Anthony Edmund Costa from New York, Saratoga county.

Parents: Dominick Costa

Service era: Korea

Date of death: Thursday, November 2, 1950
Death details: During the last week of October 1950, Republic of Korea (ROK) Army forces under the control of the U.S. Eighth Army were advancing deep in North Korean territory, approaching the Yalu River on the Chinese-Korean border. Chinese Communist Forces (CCF) struck back in a surprise attack, engaging the ROK 1st and 6th Divisions near Unsan, some sixty miles north of Pyongyang. The U.S. 1st Cavalry Division, with the 8th Cavalry Regiment in the lead, was rushed forward to reinforce the ROK units in the Unsan area.

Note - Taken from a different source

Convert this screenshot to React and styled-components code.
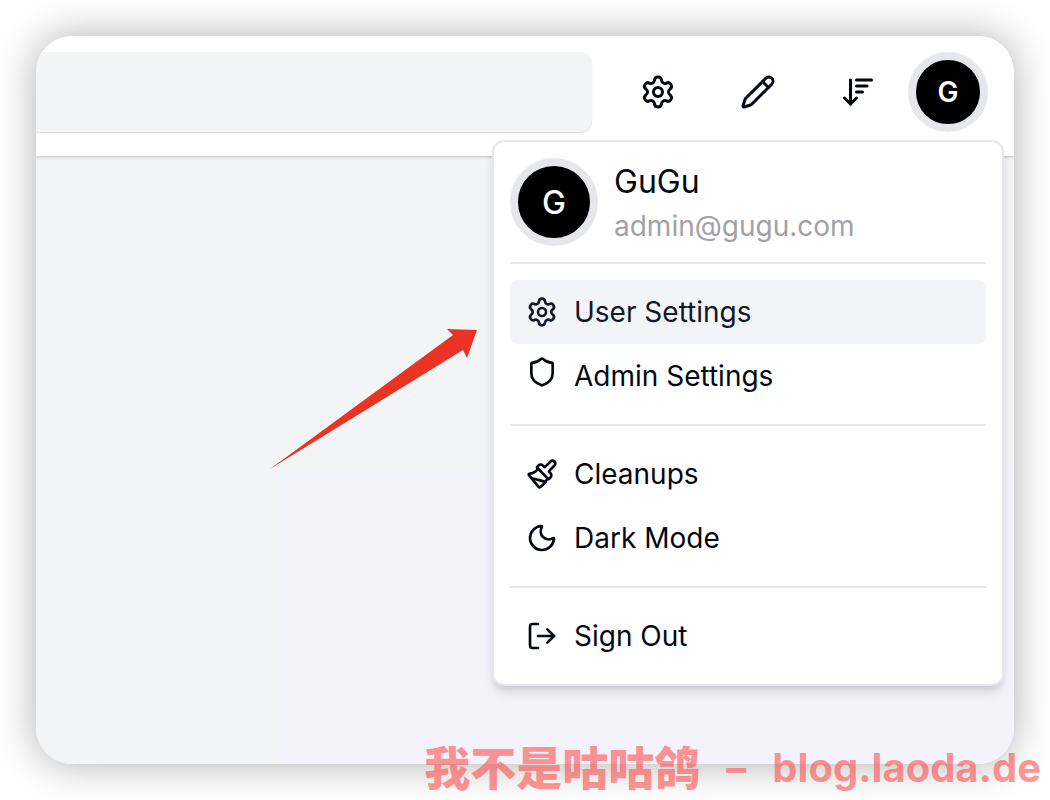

On November 1, the regiment’s 1st Battalion took up positions north of Unsan, while the 2nd Battalion moved to guard the Nammyon River valley west of town, and the 3rd Battalion was placed in reserve at the valley’s southern end. Sergeant Anthony Edmund Costa, who joined the U.S. Army from New York, served with Headquarters Company of the 3rd Battalion, 8th Cavalry Regiment, 1st Cavalry Division. On November 1, 1950, Headquarters Company was operating the 3rd Battalion Command Post near Unsan. In the overnight hours of November 2nd, the Command Post came under heavy attack, received orders to withdraw but soon became surrounded by CCF. Sergeant Costa went missing during the chaotic fighting. A surviving American soldier reported that Sergeant Costa was captured and interned at Camp 5 at Pyoktong, where he eventually died of malnutrition sometime in March, 1951. He was not identified among the remains that North Korean officials returned to U.S. custody after the ceasefire. Today, Sergeant Costa is memorialized on the Courts of the Missing at the National Memorial Cemetery of the Pacific.